Scoperto anni orsono con l'EP "Sweet Nothings", un disco strumentale dalle tinte progressive con rimandi ad Opeth, Guthrie Govan e tutto il mondo del chitarrismo contemporaneo in toto, Plini arriva nel 2016 con la sua "prima" prova dopo aver sedimentato la propria fama attraverso la rete e una serie di singoli (e raccolte) veramente ben riusciti, oltre all'EP sopracitato, proponendo un disco di progressive Rock/Metal cangiante e ben strutturato, avvalendosi della collaborazione di grandissimi musicisti di fama internazionale, come Troy Wright alla batteria, che solidificano una base Prog dall'incedere mai banale dal punto di vista ritmico e melodico/armonico.

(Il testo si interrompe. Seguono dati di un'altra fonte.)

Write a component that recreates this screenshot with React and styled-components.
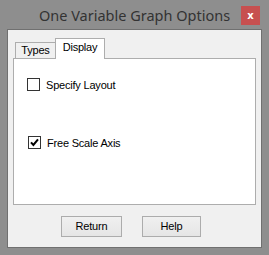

Sperimentando ritmi peculiari (l'intro dell'opener "Electric Sunrise" è tutto in 13), armonie "maggioreggianti" qua e là molto inusuali che ricordano che ne so, uno Steve Vai dei tempi migliori, e una lead guitar in balia di slide, arpeggi fugaci, tapping e un vibrato "importante", Plini riesce dove molti suoi contemporanei hanno fallito ossia proporci canzoni di ottima fattura e non solo i soliti esercizi di stile dove la tecnica funambolica rimane fine a sè stessa, utilizzando sapientemente anche rimandi al Djent senza eccedere nel solito manierismo monocorda della peggior specie, lasciando spazio ad intermezzi Ambient minimali ma efficaci e un sottofondo di tastiere davvero gustoso.
Uniamo il tutto ad echi di Jazz/Fusion nel fraseggio in legato zoppicante, e una sezione ritmica impressionante nel suo mescolare tutto questo ben di Dio, ci ritroviamo davanti ad un disco veramente ben riuscito, che esprime sopratutto una solarità e oserei dire anche una gioia che traspare immediatamente all'ascolto.
Una su tutte, la traccia finale "Cascade" rappresenta il perfetto equilibrio tra "nutrimento e gusto", per citare una famosa pubblicità, un pezzo secondo me che spicca per bilanciamento di tutti questi elementi finora descritti.
Bellissima anche la copertina, surreale, fumettistica e immaginifica come la musica contenuta in questo disco.
Plini si saprà ripetere alla grande con i successivi lavori, un dettaglio non da poco, e che ci consegna un artista, più che un chitarrista, all'altezza della propria fama e che può continuare a stupirci nel tempo.